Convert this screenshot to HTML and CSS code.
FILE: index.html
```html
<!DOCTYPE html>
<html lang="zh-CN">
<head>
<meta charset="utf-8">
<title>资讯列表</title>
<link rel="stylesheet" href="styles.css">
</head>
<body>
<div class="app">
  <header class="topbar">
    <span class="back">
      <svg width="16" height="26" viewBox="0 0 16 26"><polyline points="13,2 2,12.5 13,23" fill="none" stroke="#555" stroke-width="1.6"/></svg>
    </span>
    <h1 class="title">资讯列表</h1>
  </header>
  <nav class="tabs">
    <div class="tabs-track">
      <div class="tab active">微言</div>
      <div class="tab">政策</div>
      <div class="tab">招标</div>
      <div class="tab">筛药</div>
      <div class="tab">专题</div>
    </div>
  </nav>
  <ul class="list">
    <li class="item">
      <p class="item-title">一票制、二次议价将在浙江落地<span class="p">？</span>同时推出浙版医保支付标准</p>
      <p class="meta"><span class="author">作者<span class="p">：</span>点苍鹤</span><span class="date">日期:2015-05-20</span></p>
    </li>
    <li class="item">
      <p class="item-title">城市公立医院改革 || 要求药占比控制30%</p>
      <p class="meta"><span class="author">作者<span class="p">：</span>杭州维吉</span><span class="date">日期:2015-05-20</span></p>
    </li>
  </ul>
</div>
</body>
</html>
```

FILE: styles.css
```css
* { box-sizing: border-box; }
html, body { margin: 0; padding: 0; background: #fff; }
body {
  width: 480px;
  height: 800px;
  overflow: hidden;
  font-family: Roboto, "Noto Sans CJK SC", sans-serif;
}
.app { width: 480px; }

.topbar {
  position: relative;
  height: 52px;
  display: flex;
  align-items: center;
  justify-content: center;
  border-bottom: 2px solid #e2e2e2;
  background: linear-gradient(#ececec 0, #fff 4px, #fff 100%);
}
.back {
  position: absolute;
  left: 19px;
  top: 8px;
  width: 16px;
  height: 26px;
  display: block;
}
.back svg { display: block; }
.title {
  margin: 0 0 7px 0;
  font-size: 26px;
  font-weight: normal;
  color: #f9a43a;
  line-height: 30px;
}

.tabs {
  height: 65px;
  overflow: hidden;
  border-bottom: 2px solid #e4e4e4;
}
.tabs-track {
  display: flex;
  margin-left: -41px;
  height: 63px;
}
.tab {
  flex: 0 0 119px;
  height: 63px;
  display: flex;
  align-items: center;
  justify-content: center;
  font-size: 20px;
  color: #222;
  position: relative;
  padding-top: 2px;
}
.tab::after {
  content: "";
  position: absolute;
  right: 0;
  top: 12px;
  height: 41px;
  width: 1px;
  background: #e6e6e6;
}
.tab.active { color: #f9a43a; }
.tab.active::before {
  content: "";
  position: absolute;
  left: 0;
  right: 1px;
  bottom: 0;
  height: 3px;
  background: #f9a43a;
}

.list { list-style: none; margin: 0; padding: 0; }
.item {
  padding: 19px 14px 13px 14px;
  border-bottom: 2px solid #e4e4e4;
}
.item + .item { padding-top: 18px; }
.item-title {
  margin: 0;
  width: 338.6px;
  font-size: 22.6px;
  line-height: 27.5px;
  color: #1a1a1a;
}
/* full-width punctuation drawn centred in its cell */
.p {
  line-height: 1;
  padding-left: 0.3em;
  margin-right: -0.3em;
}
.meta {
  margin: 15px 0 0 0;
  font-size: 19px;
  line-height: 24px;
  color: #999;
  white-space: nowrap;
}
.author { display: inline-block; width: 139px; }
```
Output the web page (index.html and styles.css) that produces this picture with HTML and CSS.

────────────────────────────────────────

--- DO THIS ---
Each line of the material above needs to be quoted exactly, please.

--- OUTPUT FOR THIS EXERCISE ---
Convert this screenshot to HTML and CSS code.
FILE: index.html
```html
<!DOCTYPE html>
<html lang="zh-CN">
<head>
<meta charset="utf-8">
<title>资讯列表</title>
<link rel="stylesheet" href="styles.css">
</head>
<body>
<div class="app">
  <header class="topbar">
    <span class="back">
      <svg width="16" height="26" viewBox="0 0 16 26"><polyline points="13,2 2,12.5 13,23" fill="none" stroke="#555" stroke-width="1.6"/></svg>
    </span>
    <h1 class="title">资讯列表</h1>
  </header>
  <nav class="tabs">
    <div class="tabs-track">
      <div class="tab active">微言</div>
      <div class="tab">政策</div>
      <div class="tab">招标</div>
      <div class="tab">筛药</div>
      <div class="tab">专题</div>
    </div>
  </nav>
  <ul class="list">
    <li class="item">
      <p class="item-title">一票制、二次议价将在浙江落地<span class="p">？</span>同时推出浙版医保支付标准</p>
      <p class="meta"><span class="author">作者<span class="p">：</span>点苍鹤</span><span class="date">日期:2015-05-20</span></p>
    </li>
    <li class="item">
      <p class="item-title">城市公立医院改革 || 要求药占比控制30%</p>
      <p class="meta"><span class="author">作者<span class="p">：</span>杭州维吉</span><span class="date">日期:2015-05-20</span></p>
    </li>
  </ul>
</div>
</body>
</html>
```

FILE: styles.css
```css
* { box-sizing: border-box; }
html, body { margin: 0; padding: 0; background: #fff; }
body {
  width: 480px;
  height: 800px;
  overflow: hidden;
  font-family: Roboto, "Noto Sans CJK SC", sans-serif;
}
.app { width: 480px; }

.topbar {
  position: relative;
  height: 52px;
  display: flex;
  align-items: center;
  justify-content: center;
  border-bottom: 2px solid #e2e2e2;
  background: linear-gradient(#ececec 0, #fff 4px, #fff 100%);
}
.back {
  position: absolute;
  left: 19px;
  top: 8px;
  width: 16px;
  height: 26px;
  display: block;
}
.back svg { display: block; }
.title {
  margin: 0 0 7px 0;
  font-size: 26px;
  font-weight: normal;
  color: #f9a43a;
  line-height: 30px;
}

.tabs {
  height: 65px;
  overflow: hidden;
  border-bottom: 2px solid #e4e4e4;
}
.tabs-track {
  display: flex;
  margin-left: -41px;
  height: 63px;
}
.tab {
  flex: 0 0 119px;
  height: 63px;
  display: flex;
  align-items: center;
  justify-content: center;
  font-size: 20px;
  color: #222;
  position: relative;
  padding-top: 2px;
}
.tab::after {
  content: "";
  position: absolute;
  right: 0;
  top: 12px;
  height: 41px;
  width: 1px;
  background: #e6e6e6;
}
.tab.active { color: #f9a43a; }
.tab.active::before {
  content: "";
  position: absolute;
  left: 0;
  right: 1px;
  bottom: 0;
  height: 3px;
  background: #f9a43a;
}

.list { list-style: none; margin: 0; padding: 0; }
.item {
  padding: 19px 14px 13px 14px;
  border-bottom: 2px solid #e4e4e4;
}
.item + .item { padding-top: 18px; }
.item-title {
  margin: 0;
  width: 338.6px;
  font-size: 22.6px;
  line-height: 27.5px;
  color: #1a1a1a;
}
/* full-width punctuation drawn centred in its cell */
.p {
  line-height: 1;
  padding-left: 0.3em;
  margin-right: -0.3em;
}
.meta {
  margin: 15px 0 0 0;
  font-size: 19px;
  line-height: 24px;
  color: #999;
  white-space: nowrap;
}
.author { display: inline-block; width: 139px; }
```
Output the web page (index.html and styles.css) that produces this picture with HTML and CSS.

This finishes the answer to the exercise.